Enabling Android application support and access to Google Play services on a laptop means adding a runtime that can execute APKs and surface mobile app stores on desktop hardware. This involves platform-level components (an Android container, subsystem, or emulator), hardware and OS prerequisites, and configuration of app stores or sideloading paths. The following sections compare supported platforms, official versus third-party techniques, a practical setup checklist, security and permission considerations, performance and compatibility limitations, and management practices that matter for individual users and IT teams.
Overview of approaches to run Android apps on laptops
There are three broad approaches used in practice. Native subsystem implementations embed an Android runtime into the host operating system so apps run in a managed container with some system integration. Emulator-based solutions provide a full virtualized Android device that maps host resources to a guest system. Third-party compatibility layers attempt to translate Android APIs to host APIs or ship modified system images that include app store clients. Each approach balances integration, performance, and operational complexity differently, and available options depend on the laptop OS and hardware.
Supported platforms and prerequisites
Platform support dictates which approaches are practical. Chromebooks often include native Android app support via a containerized runtime with direct access to the Google Play ecosystem. Windows 11 offers a subsystem for Android that can run many apps when paired with an approved store client or the Microsoft Store distribution. Linux laptops typically rely on emulators (Android Studio, Bliss OS) or compatibility projects that require kernel features and virtualization support. Key prerequisites across platforms include a modern CPU with virtualization extensions, sufficient RAM and storage, and updated OS builds that include or permit an Android runtime.
Official vs third-party installation methods
Official methods use vendor-provided subsystems or supported store integrations and follow documented setup procedures from the platform maintainer. Third-party methods include emulators from development toolchains, community-built Android images, and compatibility layers. Official routes tend to offer smoother update channels and integration with system services. Third-party routes can expand compatibility or enable alternate stores, but they often need more manual configuration and carry variance in maintenance.

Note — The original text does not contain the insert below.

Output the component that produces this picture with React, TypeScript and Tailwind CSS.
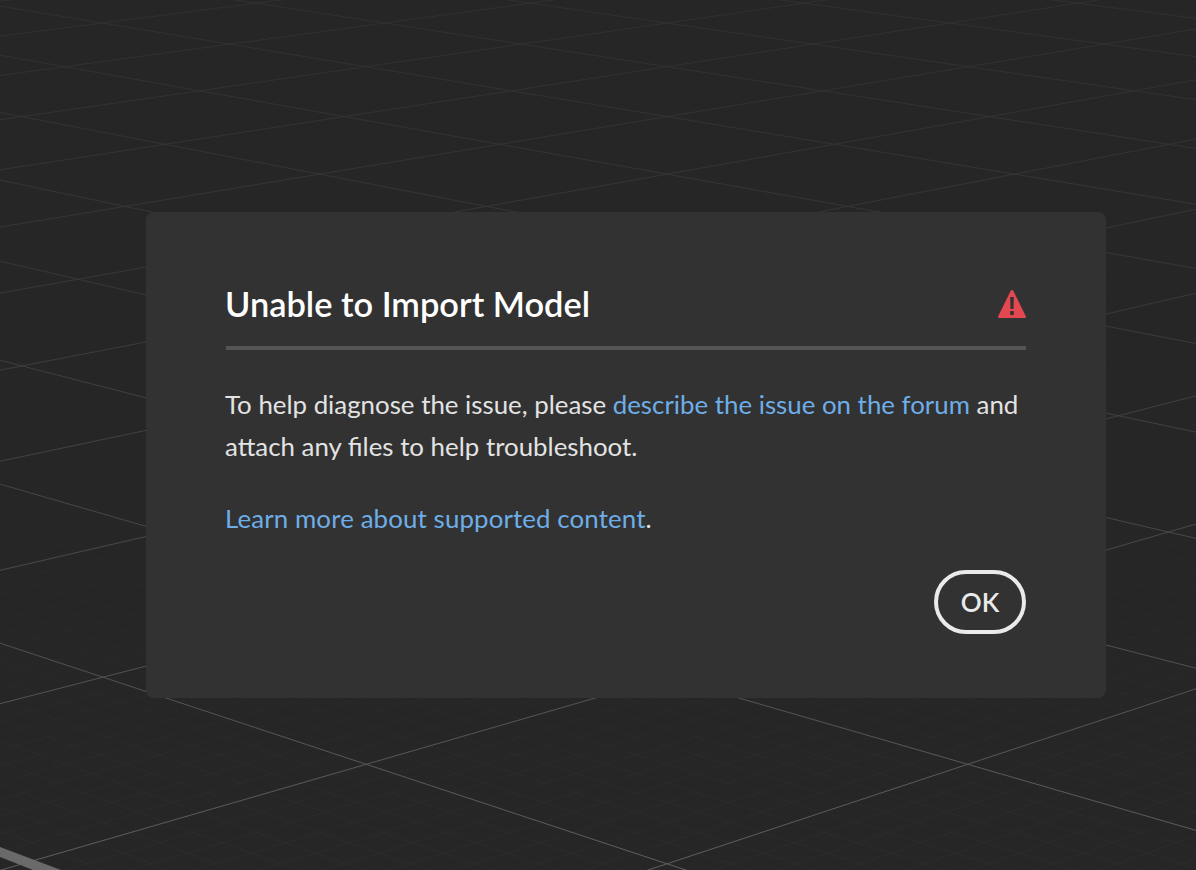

| Method | Typical provider | Integration | Maintenance | Performance |
|---|---|---|---|---|
| Native subsystem | OS vendor (e.g., system integration) | High — shared clipboard, windowing | Official updates via OS | Good for supported apps |
| Emulator / VM | Development tools or VM vendors | Moderate — isolated guest | Toolchain updates | Variable; depends on CPU and GPU passthrough |
| Compatibility layer | Community or third-party vendors | Low to moderate, depends on implementation | Community maintenance | Mixed; may require tuning |
Step-by-step setup checklist
Preparation reduces surprises. Verify CPU virtualization and firmware settings, confirm OS build meets documented requirements, and ensure sufficient free disk and memory. For native subsystems, enable the feature in OS settings and install the approved app store client where required. For emulators, install the development runtime, allocate CPU cores and RAM according to recommendations, and configure graphics acceleration if available. For third-party images, obtain releases from reputable project pages, check checksums, and follow documented installation steps. Record baseline snapshots or create restore points before major changes to facilitate rollback.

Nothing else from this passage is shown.